**GIVEN PROBLEM**
Read the listing below and copy out every line that holds "index".

-- Begin DATA EXCERPTS --

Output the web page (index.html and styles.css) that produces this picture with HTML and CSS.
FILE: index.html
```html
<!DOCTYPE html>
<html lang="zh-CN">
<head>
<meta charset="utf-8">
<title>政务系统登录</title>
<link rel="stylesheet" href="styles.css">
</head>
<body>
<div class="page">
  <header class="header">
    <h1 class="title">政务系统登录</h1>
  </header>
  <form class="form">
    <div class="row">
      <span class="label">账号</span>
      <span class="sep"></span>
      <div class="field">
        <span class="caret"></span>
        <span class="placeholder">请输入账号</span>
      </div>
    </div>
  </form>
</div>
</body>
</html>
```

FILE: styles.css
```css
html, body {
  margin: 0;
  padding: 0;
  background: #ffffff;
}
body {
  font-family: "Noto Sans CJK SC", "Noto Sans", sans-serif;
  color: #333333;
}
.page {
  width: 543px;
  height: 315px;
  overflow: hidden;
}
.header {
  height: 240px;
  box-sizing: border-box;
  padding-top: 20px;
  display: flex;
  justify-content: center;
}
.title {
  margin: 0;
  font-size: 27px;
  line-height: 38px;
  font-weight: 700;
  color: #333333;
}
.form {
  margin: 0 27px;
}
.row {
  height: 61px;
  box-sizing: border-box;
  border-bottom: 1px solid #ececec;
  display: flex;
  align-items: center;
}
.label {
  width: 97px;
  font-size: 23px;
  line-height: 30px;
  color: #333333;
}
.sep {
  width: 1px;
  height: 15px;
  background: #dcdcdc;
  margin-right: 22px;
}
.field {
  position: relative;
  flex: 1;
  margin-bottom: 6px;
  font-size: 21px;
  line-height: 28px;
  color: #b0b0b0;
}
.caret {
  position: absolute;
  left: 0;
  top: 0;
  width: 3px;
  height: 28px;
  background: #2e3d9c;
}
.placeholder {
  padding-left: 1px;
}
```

-- End DATA EXCERPTS --
-- Begin DATA EXCERPTS --

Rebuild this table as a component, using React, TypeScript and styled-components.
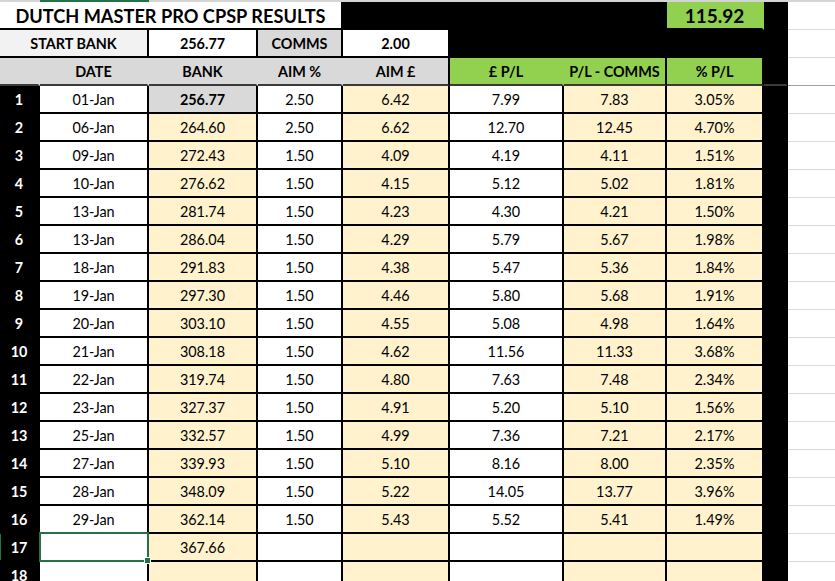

-- End DATA EXCERPTS --

**TASK RESULT**
Output the web page (index.html and styles.css) that produces this picture with HTML and CSS.
FILE: index.html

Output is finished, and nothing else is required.